Copy all lines of the listing that include the string "components".
= = = = =
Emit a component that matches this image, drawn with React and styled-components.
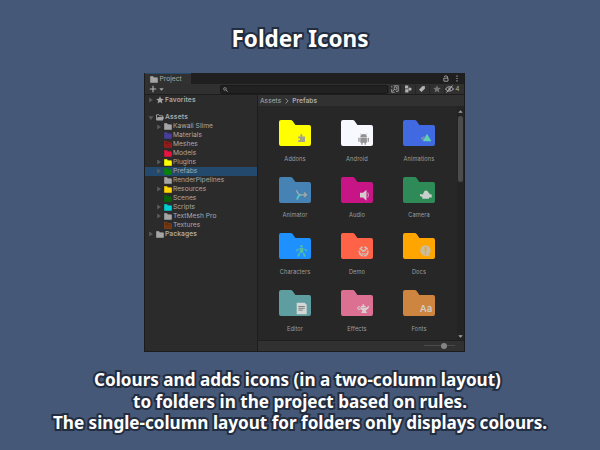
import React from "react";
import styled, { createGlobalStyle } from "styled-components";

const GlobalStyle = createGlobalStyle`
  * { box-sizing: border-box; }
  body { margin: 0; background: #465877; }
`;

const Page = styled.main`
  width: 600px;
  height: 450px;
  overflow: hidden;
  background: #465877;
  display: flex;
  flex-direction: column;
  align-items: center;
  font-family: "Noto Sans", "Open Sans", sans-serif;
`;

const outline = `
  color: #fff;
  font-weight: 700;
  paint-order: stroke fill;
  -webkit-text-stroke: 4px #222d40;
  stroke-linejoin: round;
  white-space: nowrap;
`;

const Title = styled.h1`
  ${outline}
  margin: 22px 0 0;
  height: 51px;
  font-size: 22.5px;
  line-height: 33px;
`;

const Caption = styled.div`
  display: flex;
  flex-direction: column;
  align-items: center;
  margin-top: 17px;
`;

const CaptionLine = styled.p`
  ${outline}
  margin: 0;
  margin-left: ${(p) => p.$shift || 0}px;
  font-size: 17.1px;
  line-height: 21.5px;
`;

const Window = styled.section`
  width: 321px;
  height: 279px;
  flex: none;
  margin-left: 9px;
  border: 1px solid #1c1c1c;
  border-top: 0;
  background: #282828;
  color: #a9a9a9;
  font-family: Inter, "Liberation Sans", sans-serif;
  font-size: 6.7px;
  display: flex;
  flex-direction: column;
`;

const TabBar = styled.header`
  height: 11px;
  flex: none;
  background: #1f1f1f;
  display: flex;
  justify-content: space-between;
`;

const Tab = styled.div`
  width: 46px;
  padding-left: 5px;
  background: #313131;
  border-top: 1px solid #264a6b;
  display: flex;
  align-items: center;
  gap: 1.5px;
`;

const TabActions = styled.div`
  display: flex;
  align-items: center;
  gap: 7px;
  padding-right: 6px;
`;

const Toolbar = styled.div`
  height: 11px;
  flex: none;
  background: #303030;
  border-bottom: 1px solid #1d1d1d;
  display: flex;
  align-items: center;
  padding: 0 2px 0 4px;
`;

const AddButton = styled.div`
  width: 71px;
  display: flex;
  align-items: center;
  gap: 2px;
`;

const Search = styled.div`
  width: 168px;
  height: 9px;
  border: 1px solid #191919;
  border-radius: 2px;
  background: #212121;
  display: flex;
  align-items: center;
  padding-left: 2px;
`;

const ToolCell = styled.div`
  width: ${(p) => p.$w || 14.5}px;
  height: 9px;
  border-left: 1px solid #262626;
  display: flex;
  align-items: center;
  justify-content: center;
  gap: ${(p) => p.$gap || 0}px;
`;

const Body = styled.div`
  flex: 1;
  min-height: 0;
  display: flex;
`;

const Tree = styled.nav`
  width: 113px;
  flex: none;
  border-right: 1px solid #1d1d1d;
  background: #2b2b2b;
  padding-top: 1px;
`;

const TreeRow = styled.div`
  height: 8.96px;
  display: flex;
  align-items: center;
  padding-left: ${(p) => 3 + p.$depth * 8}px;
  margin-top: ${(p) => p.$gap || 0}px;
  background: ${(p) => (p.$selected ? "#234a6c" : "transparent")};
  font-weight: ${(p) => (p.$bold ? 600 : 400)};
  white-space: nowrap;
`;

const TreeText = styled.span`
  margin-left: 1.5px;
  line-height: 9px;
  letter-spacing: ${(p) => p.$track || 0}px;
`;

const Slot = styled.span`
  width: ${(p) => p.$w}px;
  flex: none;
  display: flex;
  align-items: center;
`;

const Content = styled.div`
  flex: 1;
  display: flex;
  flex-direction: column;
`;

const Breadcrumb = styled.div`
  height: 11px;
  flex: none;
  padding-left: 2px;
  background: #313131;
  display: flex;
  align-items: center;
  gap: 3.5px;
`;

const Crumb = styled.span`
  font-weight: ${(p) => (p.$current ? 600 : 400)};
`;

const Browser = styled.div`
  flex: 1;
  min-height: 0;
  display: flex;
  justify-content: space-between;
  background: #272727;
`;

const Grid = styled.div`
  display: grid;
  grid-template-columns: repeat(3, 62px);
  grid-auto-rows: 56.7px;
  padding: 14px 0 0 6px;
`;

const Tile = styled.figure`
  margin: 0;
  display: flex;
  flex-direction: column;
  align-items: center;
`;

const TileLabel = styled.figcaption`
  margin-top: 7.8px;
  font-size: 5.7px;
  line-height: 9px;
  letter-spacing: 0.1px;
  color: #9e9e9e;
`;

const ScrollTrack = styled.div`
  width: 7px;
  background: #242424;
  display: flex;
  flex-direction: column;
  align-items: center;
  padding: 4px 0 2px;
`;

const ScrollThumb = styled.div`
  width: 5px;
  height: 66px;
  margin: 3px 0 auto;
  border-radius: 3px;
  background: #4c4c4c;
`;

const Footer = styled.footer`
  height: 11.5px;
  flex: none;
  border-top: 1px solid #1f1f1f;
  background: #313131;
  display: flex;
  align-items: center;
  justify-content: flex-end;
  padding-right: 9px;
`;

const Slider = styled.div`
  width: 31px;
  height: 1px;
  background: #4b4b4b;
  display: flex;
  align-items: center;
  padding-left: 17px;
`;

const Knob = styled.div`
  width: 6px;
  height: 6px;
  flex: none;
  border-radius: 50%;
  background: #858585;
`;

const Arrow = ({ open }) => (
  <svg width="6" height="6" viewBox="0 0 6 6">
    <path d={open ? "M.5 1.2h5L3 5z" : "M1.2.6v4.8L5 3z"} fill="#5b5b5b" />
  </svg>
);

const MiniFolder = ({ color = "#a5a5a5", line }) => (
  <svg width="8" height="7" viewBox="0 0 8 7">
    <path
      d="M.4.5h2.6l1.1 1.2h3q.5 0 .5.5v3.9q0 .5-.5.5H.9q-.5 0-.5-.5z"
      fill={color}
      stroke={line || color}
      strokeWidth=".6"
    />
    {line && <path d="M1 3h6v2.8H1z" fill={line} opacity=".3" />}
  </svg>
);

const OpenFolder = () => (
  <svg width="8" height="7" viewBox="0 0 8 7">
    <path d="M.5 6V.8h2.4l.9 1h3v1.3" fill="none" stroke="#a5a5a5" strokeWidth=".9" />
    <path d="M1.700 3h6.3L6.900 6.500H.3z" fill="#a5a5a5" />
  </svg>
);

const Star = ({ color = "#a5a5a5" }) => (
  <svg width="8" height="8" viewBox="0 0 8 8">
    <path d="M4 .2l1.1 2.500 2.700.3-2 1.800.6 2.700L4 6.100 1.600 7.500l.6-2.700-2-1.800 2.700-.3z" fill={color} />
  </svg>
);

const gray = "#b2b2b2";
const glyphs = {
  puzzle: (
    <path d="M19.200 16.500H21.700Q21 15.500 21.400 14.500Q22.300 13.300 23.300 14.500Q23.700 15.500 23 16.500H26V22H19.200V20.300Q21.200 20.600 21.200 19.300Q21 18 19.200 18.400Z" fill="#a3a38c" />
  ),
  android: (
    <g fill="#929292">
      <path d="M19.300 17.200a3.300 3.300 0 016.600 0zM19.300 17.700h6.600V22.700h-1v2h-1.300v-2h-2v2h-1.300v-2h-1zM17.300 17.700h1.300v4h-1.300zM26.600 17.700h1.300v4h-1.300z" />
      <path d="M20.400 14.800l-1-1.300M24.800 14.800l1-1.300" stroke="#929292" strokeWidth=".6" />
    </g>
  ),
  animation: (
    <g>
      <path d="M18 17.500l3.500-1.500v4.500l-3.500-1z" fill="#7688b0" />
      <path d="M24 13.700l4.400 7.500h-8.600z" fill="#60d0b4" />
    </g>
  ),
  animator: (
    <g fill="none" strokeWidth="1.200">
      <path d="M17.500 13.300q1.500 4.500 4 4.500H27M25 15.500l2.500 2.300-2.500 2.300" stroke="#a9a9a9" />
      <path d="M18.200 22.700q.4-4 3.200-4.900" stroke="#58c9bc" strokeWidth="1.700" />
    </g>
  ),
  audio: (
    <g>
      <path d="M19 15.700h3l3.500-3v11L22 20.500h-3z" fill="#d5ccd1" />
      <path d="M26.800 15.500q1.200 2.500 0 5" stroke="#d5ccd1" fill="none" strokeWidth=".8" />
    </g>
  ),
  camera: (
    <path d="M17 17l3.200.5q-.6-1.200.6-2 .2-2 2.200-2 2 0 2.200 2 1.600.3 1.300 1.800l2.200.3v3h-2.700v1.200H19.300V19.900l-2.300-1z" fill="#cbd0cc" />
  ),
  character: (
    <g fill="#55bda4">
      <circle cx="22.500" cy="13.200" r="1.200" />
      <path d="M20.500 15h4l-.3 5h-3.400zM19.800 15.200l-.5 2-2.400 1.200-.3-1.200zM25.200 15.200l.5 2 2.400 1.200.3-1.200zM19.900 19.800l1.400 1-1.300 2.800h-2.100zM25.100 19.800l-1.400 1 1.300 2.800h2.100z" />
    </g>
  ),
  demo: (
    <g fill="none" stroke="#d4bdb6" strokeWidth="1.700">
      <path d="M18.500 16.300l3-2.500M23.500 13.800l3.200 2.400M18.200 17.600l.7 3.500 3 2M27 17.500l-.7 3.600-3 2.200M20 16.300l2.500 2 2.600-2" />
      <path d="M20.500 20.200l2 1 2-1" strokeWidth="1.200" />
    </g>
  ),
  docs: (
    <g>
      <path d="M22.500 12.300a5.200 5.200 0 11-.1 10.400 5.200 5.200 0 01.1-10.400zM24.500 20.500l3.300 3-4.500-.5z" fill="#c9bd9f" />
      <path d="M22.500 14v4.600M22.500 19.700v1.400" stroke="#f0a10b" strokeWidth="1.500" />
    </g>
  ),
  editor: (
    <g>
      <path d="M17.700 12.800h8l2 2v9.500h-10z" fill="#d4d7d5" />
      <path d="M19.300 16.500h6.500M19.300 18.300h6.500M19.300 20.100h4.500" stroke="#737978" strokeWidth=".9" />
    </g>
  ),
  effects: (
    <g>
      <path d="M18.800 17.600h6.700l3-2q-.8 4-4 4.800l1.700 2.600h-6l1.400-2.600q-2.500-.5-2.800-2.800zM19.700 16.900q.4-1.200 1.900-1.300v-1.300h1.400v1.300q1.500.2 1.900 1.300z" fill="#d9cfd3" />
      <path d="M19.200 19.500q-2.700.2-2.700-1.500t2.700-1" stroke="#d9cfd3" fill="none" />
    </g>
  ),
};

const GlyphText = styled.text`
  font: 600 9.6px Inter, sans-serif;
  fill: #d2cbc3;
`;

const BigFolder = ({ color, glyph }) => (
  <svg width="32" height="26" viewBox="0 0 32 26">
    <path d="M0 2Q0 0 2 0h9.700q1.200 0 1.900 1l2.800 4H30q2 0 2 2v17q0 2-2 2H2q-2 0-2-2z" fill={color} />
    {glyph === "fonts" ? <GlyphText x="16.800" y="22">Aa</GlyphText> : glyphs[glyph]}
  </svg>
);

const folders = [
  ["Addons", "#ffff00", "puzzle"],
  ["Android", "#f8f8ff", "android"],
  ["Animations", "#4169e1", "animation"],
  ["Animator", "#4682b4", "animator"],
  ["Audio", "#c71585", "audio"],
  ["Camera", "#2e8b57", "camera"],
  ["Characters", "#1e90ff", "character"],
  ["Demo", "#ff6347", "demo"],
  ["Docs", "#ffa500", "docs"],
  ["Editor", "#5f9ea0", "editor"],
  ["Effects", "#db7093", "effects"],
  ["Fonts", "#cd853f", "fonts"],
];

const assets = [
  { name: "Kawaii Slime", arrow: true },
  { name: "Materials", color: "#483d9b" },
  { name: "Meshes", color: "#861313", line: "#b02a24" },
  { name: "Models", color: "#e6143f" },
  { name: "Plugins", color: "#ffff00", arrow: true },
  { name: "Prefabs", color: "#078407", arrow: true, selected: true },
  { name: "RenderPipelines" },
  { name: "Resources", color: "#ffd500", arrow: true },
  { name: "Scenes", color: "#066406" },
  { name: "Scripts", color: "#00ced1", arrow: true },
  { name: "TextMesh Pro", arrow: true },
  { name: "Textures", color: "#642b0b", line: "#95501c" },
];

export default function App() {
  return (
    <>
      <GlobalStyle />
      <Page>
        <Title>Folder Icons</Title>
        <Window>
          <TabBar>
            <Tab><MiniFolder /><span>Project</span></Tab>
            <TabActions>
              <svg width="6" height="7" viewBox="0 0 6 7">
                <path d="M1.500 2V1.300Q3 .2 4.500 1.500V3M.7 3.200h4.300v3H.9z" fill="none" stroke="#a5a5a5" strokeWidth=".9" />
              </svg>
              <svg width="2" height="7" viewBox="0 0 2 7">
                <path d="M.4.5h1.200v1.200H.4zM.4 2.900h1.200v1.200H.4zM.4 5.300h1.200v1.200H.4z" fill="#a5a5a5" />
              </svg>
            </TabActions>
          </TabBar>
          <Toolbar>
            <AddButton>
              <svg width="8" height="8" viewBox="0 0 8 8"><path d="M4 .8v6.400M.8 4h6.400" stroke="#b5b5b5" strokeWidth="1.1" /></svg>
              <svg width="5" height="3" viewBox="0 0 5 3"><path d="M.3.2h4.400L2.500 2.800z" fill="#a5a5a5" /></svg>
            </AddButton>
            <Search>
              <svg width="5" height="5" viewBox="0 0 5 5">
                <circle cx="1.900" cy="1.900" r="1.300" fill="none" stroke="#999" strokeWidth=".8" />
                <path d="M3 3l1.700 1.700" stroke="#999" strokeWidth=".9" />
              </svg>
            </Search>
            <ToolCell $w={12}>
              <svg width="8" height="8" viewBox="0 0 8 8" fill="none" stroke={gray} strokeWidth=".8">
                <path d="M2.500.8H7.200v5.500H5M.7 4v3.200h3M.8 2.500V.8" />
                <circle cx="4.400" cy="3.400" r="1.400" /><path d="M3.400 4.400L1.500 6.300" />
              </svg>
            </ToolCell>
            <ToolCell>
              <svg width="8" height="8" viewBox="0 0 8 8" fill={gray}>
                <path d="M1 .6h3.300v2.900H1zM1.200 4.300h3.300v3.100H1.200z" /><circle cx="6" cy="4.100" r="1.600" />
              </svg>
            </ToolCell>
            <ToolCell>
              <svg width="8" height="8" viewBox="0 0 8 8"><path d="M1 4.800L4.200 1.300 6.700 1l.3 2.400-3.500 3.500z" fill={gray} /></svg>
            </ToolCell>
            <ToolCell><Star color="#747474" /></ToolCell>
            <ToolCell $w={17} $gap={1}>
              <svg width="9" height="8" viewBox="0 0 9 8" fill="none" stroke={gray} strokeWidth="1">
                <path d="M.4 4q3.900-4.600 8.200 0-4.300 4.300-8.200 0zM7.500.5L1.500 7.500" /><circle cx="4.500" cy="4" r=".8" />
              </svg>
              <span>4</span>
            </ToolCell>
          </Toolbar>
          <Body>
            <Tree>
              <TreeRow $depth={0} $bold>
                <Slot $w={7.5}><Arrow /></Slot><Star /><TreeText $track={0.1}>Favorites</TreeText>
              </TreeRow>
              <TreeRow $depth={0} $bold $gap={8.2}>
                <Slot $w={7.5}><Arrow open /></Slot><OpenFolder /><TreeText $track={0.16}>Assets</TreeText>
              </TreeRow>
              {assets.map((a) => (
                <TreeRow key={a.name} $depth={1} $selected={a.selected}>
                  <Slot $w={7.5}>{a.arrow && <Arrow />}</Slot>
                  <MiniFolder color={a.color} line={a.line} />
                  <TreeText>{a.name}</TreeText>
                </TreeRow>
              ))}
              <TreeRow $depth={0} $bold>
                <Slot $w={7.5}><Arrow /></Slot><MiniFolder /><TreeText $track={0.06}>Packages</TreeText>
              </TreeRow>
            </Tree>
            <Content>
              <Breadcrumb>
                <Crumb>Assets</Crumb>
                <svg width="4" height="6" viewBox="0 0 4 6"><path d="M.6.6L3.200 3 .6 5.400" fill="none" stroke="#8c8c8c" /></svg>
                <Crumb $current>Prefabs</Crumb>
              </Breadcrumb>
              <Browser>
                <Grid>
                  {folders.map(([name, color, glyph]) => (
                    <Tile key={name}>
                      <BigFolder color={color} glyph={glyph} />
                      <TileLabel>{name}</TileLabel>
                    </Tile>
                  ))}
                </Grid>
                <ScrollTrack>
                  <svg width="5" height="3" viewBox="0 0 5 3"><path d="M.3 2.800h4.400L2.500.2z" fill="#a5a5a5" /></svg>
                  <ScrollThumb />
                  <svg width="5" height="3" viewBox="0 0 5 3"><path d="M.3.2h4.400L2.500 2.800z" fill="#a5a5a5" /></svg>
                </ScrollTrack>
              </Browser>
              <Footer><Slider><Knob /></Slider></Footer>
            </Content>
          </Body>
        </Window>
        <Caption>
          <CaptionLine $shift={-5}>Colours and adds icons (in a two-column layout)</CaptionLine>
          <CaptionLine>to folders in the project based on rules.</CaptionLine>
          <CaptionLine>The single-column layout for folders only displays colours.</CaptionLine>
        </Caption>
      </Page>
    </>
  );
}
= = = = =
Output for this exercise:
Emit a component that matches this image, drawn with React and styled-components.
import styled, { createGlobalStyle } from "styled-components";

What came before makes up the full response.